The USC U.S. - China Institute and the National Consortium for Teaching about Asia (NCTA) are offering a complimentary one-day workshop, Remembering the Cultural Revolution, for all K-12 educators. The session will meet at USC on Saturday, March 25, from 9am to 3:30pm. Complimentary on-campus parking, breakfast, and lunch will be provided.  

China’s Cultural Revolution is widely considered the most traumatic of the political movements that defined Maoist China. No corner of China and no aspect of life was untouched. When the fiftieth anniversary of its beginning passed last May, the party-state barely acknowledged it. Outside of China there was immense attention to it. Conventionally dated from 1966 to 1976, what was the Cultural Revolution? How was it experienced by people of different occupations and status and different regions? What was its political, social, economic, and cultural impact? Did the Communist Party’s official verdict on the Cultural Revolution settle everything? What is the Cultural Revolution’s legacy?

Our presenters include Sidney Rittenberg and Yulin Wang, two Chinese Communist Party members who joined the movement and subsequently suffered during it and whose memoirs are valuable resources, Guobin Yang, a sociologist whose most recent book is The Red Guard Generation and Political Activism in China, and Stanley Rosen, a political scientist and Chinese film specialist who is also author of Red Guard Factionalism and the Cultural Revolution in Guangzhou, and Clayton Dube, USCI director. 

Speakers

Sidney Rittenberg arrived in China as a GI Chinese language expert at the end of World War II. Discharged there, he joined the Chinese Communist Party, and was an active participant in the Chinese communist revolution and its aftermath. But in the convulsions of a giant country constantly reinventing itself, he twice ran afoul of the leadership, and served a total of 16 years in solitary confinement. He returned to the United States in 1980.

Yulin Wang Rittenberg was working at Radio Peking when she met her husband, Sidney Rittenberg. She and her children suffered persecution when he was imprisoned on false charges of spying. Now in her 80s and retired in the U.S., Yulin reflects on the tumultuous years of the Cultural Revolution and what she learned from her personal trauma in her book, After The Bitter Comes The Sweet.
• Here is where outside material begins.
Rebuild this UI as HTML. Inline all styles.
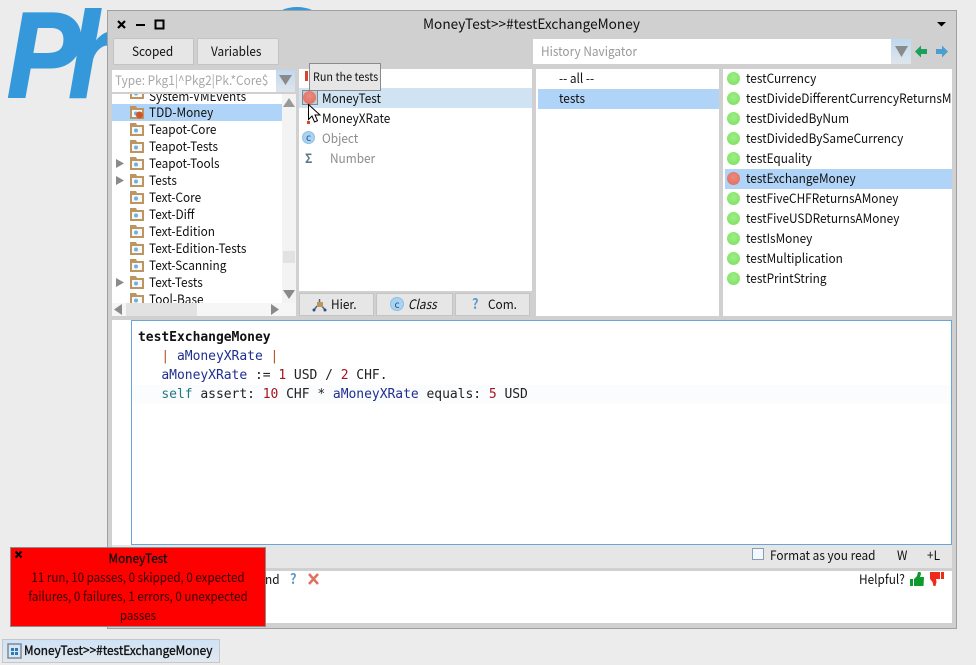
<!DOCTYPE html>
<html><head><meta charset="utf-8">
<style>
html,body{margin:0;padding:0;}
body{width:976px;height:665px;position:relative;overflow:hidden;background:#ececec;font-family:"Noto Sans CJK SC","Liberation Sans",sans-serif;font-size:13px;color:#111;}
div,span.a,svg{position:absolute;}
.t{white-space:nowrap;line-height:20px;height:20px;margin-top:-1px;transform:scaleX(.91);transform-origin:0 50%;}
.c{text-align:center;transform-origin:50% 50%;}
.p{background:#fff;overflow:hidden;}
.btn{background:#e6e6e6;border:1px solid #c4c4c4;box-sizing:border-box;text-align:center;}
.sel{background:#b0d4f8;}
.g{width:13px;height:13px;border-radius:50%;background:radial-gradient(circle at 50% 40%,#9cf084,#7cdc60);}
.r{width:13px;height:13px;border-radius:50%;background:radial-gradient(circle at 50% 40%,#ee8a7c,#dc6c5e);}
pre{position:absolute;margin:0;font-family:"DejaVu Sans Mono",monospace;font-size:13px;letter-spacing:-.03px;line-height:19px;color:#222;white-space:pre;}
.v{color:#1f2f8f}.n{color:#a3141e}.s{color:#1f7a80}.b{color:#b3541e}
</style></head><body>
<svg width="976" height="665" style="left:0;top:0">
<defs>
<g id="fold"><path d="M0 0h6l1 2h7v11H0z" fill="#bd9560"/><rect x="2" y="4" width="10" height="7" fill="#f6f8fa"/><circle cx="6" cy="7.500" r="2" fill="#6fb0dc"/></g>
</defs>
<text transform="translate(7 97) scale(.9 1)" x="0" y="0" font-family="Liberation Sans" font-weight="700" font-style="italic" font-size="122" fill="#3498db" stroke="#3498db" stroke-width="2" letter-spacing="-13">Ph</text>
<circle cx="297" cy="46" r="39" fill="#3498db"/>
</svg>

<!-- window -->
<div style="left:107px;top:10px;width:850px;height:619px;background:#d0d0d0;border:1px solid #a0a0a0;box-sizing:border-box"></div>
<svg width="60" height="20" style="left:110px;top:14px"><path d="M8 7l7 7M15 7l-7 7" stroke="#000" stroke-width="2.200"/><rect x="26" y="10" width="9" height="2" fill="#000"/><rect x="45.500" y="6.500" width="8" height="8" fill="none" stroke="#000" stroke-width="2"/></svg>
<div class="t" style="left:423px;top:15px;font-size:14px;transform:scaleX(.973)">MoneyTest&gt;&gt;#testExchangeMoney</div>
<svg width="12" height="8" style="left:936px;top:21px"><path d="M1 1h9l-4.500 4.500z" fill="#000"/></svg>

<!-- top buttons -->
<div class="btn" style="left:113px;top:38px;width:81px;height:27px"></div>
<div class="btn" style="left:197px;top:38px;width:82px;height:27px"></div>
<div class="t" style="left:132px;top:42px">Scoped</div>
<div class="t" style="left:211px;top:42px">Variables</div>
<div style="left:533px;top:39px;width:358px;height:25px;background:#fff"></div>
<div class="t" style="left:541px;top:42px;color:#999">History Navigator</div>
<div style="left:891px;top:39px;width:20px;height:25px;background:linear-gradient(#bfd8f0,#dfe6ec)"></div>
<svg width="60" height="25" style="left:892px;top:39px"><path d="M3 7h13l-6.500 11z" fill="#8a8a8a"/><path d="M23 12.500l6-6v3.500h6v5h-6v3.500z" fill="#1aa05a"/><path d="M56 12.500l-6-6v3.500h-6v5h6v3.500z" fill="#4a9ed0"/></svg>

<!-- package list -->
<div style="left:112px;top:70px;width:164px;height:22px;background:#fff"></div>
<div class="t" style="left:115px;top:71px;color:#a8a8a8">Type: Pkg1|^Pkg2|Pk.*Core$</div>
<div style="left:276px;top:70px;width:19px;height:22px;background:linear-gradient(#bfd8f0,#dfe6ec)"></div>
<svg width="14" height="11" style="left:279px;top:75px"><path d="M0 0h13l-6.500 10z" fill="#8a8a8a"/></svg>
<div class="p" style="left:112px;top:94px;width:170px;height:209px;">
 <div class="sel" style="left:0;top:10px;width:170px;height:17px"></div>
 <div class="t" style="left:37px;top:-7px">System-VMEvents</div>
 <div class="t" style="left:37px;top:9px">TDD-Money</div>
 <div class="t" style="left:37px;top:26px">Teapot-Core</div>
 <div class="t" style="left:37px;top:43px">Teapot-Tests</div>
 <div class="t" style="left:37px;top:60px">Teapot-Tools</div>
 <div class="t" style="left:37px;top:77px">Tests</div>
 <div class="t" style="left:37px;top:94px">Text-Core</div>
 <div class="t" style="left:37px;top:111px">Text-Diff</div>
 <div class="t" style="left:37px;top:128px">Text-Edition</div>
 <div class="t" style="left:37px;top:145px">Text-Edition-Tests</div>
 <div class="t" style="left:37px;top:162px">Text-Scanning</div>
 <div class="t" style="left:37px;top:179px">Text-Tests</div>
 <div class="t" style="left:37px;top:196px">Tool-Base</div>
 <svg width="40" height="209" style="left:0;top:0">
  <use href="#fold" x="18" y="-8"/><use href="#fold" x="18" y="12"/><use href="#fold" x="18" y="29"/><use href="#fold" x="18" y="46"/><use href="#fold" x="18" y="63"/><use href="#fold" x="18" y="80"/><use href="#fold" x="18" y="97"/><use href="#fold" x="18" y="114"/><use href="#fold" x="18" y="131"/><use href="#fold" x="18" y="148"/><use href="#fold" x="18" y="165"/><use href="#fold" x="18" y="182"/><use href="#fold" x="18" y="199"/>
  <circle cx="27.500" cy="21" r="3.500" fill="#d2552a"/>
  <path d="M4 65v9l8-4.500zM4 82v9l8-4.500zM4 184v9l8-4.500z" fill="#8a8a8a"/>
 </svg>
</div>
<!-- scrollbars -->
<div style="left:282px;top:94px;width:14px;height:209px;background:#f3f3f3"></div>
<div style="left:283px;top:251px;width:12px;height:12px;background:#e2e2e2"></div>
<svg width="14" height="212" style="left:282px;top:91px"><path d="M1 16l6-9 6 9z" fill="#999"/><path d="M1 199h12l-6 9z" fill="#8a8a8a"/></svg>
<div style="left:112px;top:303px;width:184px;height:13px;background:#f6f6f6"></div>
<div style="left:126px;top:303px;width:71px;height:13px;background:#e2e2e2"></div>
<svg width="184" height="13" style="left:112px;top:303px"><path d="M10 1v11l-8-5.500zM159 1v11l8-5.500z" fill="#8a8a8a"/></svg>

<!-- class list -->
<div class="p" style="left:299px;top:69px;width:233px;height:222px">
 <div style="left:0;top:19px;width:233px;height:20px;background:#cfe3f3"></div>
 <div class="t" style="left:23px;top:20px">MoneyTest</div>
 <div class="t" style="left:23px;top:40px">MoneyXRate</div>
 <div class="t" style="left:23px;top:60px;color:#8c8c8c">Object</div>
 <div class="t" style="left:31px;top:80px;color:#8c8c8c">Number</div>
 <div style="left:3px;top:62px;width:13px;height:13px;border-radius:50%;background:#a8d4f4;border:1px solid #8fbfe0;box-sizing:border-box;font-size:10px;line-height:10px;text-align:center;color:#34507a">c</div>
 <div class="t" style="left:6px;top:80px;color:#5a7a8c;font-weight:700">Σ</div>
 <div style="left:6px;top:2px;width:3px;height:10px;background:#d8452e"></div>
 <div style="left:8px;top:52px;width:3px;height:3px;background:#d8452e"></div>
</div>
<div style="left:302px;top:90px;width:16px;height:15px;border:1px solid #888;box-sizing:border-box;background:#bcd0dc"></div>
<div class="r" style="left:303px;top:91px"></div>
<div style="left:309px;top:63px;width:72px;height:28px;background:#e6e6e6;border:1px solid #8a8a8a;box-sizing:border-box"></div>
<div class="t" style="left:313px;top:68px;font-size:11.500px;transform:scaleX(.94)">Run the tests</div>
<svg width="16" height="22" style="left:307px;top:103px"><path d="M1.500 1.500v15l3.500-3.500 2.500 6 3-1.300-2.500-5.700h5z" fill="#fff" stroke="#000" stroke-width="1"/></svg>

<div class="btn" style="left:299px;top:293px;width:75px;height:23px"></div>
<div class="t" style="left:331px;top:295px">Hier.</div>
<svg width="16" height="16" style="left:312px;top:297px"><path d="M7.500 2v4M5 9l-3 4M10 9l3 4" stroke="#4a6a8a" stroke-width="1.500"/><rect x="5" y="5" width="6" height="5" fill="#c09458"/><circle cx="2" cy="13" r="1.500" fill="#34507a"/><circle cx="13" cy="13" r="1.500" fill="#34507a"/></svg>
<div class="btn" style="left:376px;top:293px;width:77px;height:23px"></div>
<div class="t" style="left:408px;top:295px;font-style:italic">Class</div>
<div style="left:390px;top:297px;width:14px;height:14px;border-radius:50%;background:#a8d4f4;border:1px solid #8fbfe0;box-sizing:border-box;font-size:10px;line-height:11px;text-align:center;color:#34507a">c</div>
<div class="btn" style="left:455px;top:293px;width:75px;height:23px"></div>
<div class="t" style="left:488px;top:295px">Com.</div>
<div class="t" style="left:472px;top:295px;color:#5a9ac8;font-weight:700;font-size:14px">?</div>

<!-- protocols -->
<div class="p" style="left:536px;top:69px;width:183px;height:247px">
 <div class="sel" style="left:2px;top:20px;width:181px;height:20px"></div>
 <div class="t" style="left:23px;top:0">-- all --</div>
 <div class="t" style="left:23px;top:20px">tests</div>
</div>

<!-- methods -->
<div class="p" style="left:723px;top:69px;width:229px;height:247px">
 <div class="sel" style="left:2px;top:100px;width:227px;height:20px"></div>
 <div class="t" style="left:23px;top:0">testCurrency</div><div class="g" style="left:4px;top:3px"></div>
 <div class="t" style="left:23px;top:20px">testDivideDifferentCurrencyReturnsMoney</div><div class="g" style="left:4px;top:23px"></div>
 <div class="t" style="left:23px;top:40px">testDividedByNum</div><div class="g" style="left:4px;top:43px"></div>
 <div class="t" style="left:23px;top:60px">testDividedBySameCurrency</div><div class="g" style="left:4px;top:63px"></div>
 <div class="t" style="left:23px;top:80px">testEquality</div><div class="g" style="left:4px;top:83px"></div>
 <div class="t" style="left:23px;top:100px">testExchangeMoney</div><div class="r" style="left:4px;top:103px"></div>
 <div class="t" style="left:23px;top:120px">testFiveCHFReturnsAMoney</div><div class="g" style="left:4px;top:123px"></div>
 <div class="t" style="left:23px;top:140px">testFiveUSDReturnsAMoney</div><div class="g" style="left:4px;top:143px"></div>
 <div class="t" style="left:23px;top:160px">testIsMoney</div><div class="g" style="left:4px;top:163px"></div>
 <div class="t" style="left:23px;top:180px">testMultiplication</div><div class="g" style="left:4px;top:183px"></div>
 <div class="t" style="left:23px;top:200px">testPrintString</div><div class="g" style="left:4px;top:203px"></div>
</div>

<!-- code -->
<div style="left:112px;top:320px;width:20px;height:225px;background:#fff"></div>
<div style="left:131px;top:320px;width:821px;height:225px;background:#fff;border:1px solid #6aa5d8;box-sizing:border-box"></div>
<div style="left:132px;top:385px;width:819px;height:19px;background:#fbfcfe"></div>
<pre style="left:138px;top:328px"><b style="color:#111">testExchangeMoney</b>
   <span class="b">|</span> <span class="v">aMoneyXRate</span> <span class="b">|</span>
   <span class="v">aMoneyXRate</span> := <span class="n">1</span> USD / <span class="n">2</span> CHF.
   <span class="s">self</span> assert: <span class="n">10</span> CHF * <span class="v">aMoneyXRate</span> equals: <span class="n">5</span> USD</pre>

<!-- status -->
<div style="left:112px;top:545px;width:840px;height:23px;background:#e6e6e6"></div>
<div style="left:752px;top:548px;width:12px;height:12px;background:#f2f8fe;border:1px solid #8c9cb0;box-sizing:border-box"></div>
<div class="t" style="left:770px;top:546px">Format as you read</div>
<div class="t" style="left:897px;top:546px">W</div>
<div class="t" style="left:927px;top:546px">+L</div>

<!-- bottom -->
<div style="left:112px;top:571px;width:840px;height:52px;background:#fff"></div>
<div class="t" style="left:265px;top:570px">nd</div>
<div class="t" style="left:290px;top:570px;color:#5a9ac8;font-weight:700;font-size:14px">?</div>
<svg width="14" height="14" style="left:307px;top:572px"><path d="M2 2l9 10M11 2l-9 10" stroke="#e07060" stroke-width="2.500"/></svg>
<div class="t" style="left:859px;top:570px">Helpful?</div>
<svg width="36" height="17" style="left:909px;top:571px"><path d="M1 8h3v7H1zM5 8l3-3 1-4h2.500l.5 2-1 3h4l-.5 9H5z" fill="#0f9a2e"/><path d="M21 1h10v7h-4l.5 3-1 4h-2l-1-4-2.500-3zM32 1h3v7h-3z" fill="#ee2a1a"/></svg>

<!-- red popup -->
<div style="left:10px;top:547px;width:256px;height:80px;background:#fe0000;border:1px solid #8c8c8c;box-sizing:border-box"></div>
<svg width="10" height="10" style="left:14px;top:550px"><path d="M1.500 1.500l6 6M7.500 1.500l-6 6" stroke="#000" stroke-width="2"/></svg>
<div class="t c" style="left:10px;top:549px;width:256px;color:#111;-webkit-text-stroke:.3px #111">MoneyTest</div>
<div class="t c" style="left:10px;top:568px;width:256px;color:#300;transform:scaleX(.89)">11 run, 10 passes, 0 skipped, 0 expected</div>
<div class="t c" style="left:10px;top:587px;width:256px;color:#300;transform:scaleX(.89)">failures, 0 failures, 1 errors, 0 unexpected</div>
<div class="t c" style="left:10px;top:606px;width:256px;color:#300;transform:scaleX(.89)">passes</div>

<!-- taskbar -->
<div style="left:2px;top:639px;width:218px;height:24px;background:linear-gradient(#cfe3f6,#e2e8ee);border:1px solid #c4c8cc;box-sizing:border-box"></div>
<svg width="16" height="16" style="left:7px;top:643px"><rect x="1" y="1" width="13" height="14" fill="none" stroke="#7a8a98" stroke-width="1.500"/><path d="M4 5h3v3H4zM8 5h3v3H8zM4 9h3v3H4zM8 9h3v3H8z" fill="#2a7ab8"/></svg>
<div class="t" style="left:24px;top:641px;-webkit-text-stroke:.35px #111;color:#111">MoneyTest&gt;&gt;#testExchangeMoney</div>
</body></html>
Guobin Yang is Professor of Communication and Sociology at the Annenberg School for Communication and Department of Sociology at the University of Pennsylvania. His research areas cover digital media and critical social theory, global communication, social movements, activist media, cultural sociology, and media and politics in China.

Stanley Rosen teaches political science, specializing in Chinese politics and society, at USC. He studied Chinese in Taiwan and Hong Kong and has traveled to mainland China over 50 times in the last 34 years. His courses range from Chinese politics and Chinese film to political change in Asia, East Asian societies, comparative politics, and politics and film in comparative perspective. 

Clayton Dube has headed the USC U.S.-China Institute since it was established by USC President C.L. Nikias in 2006 to focus on the multidimensional U.S.-China relationship.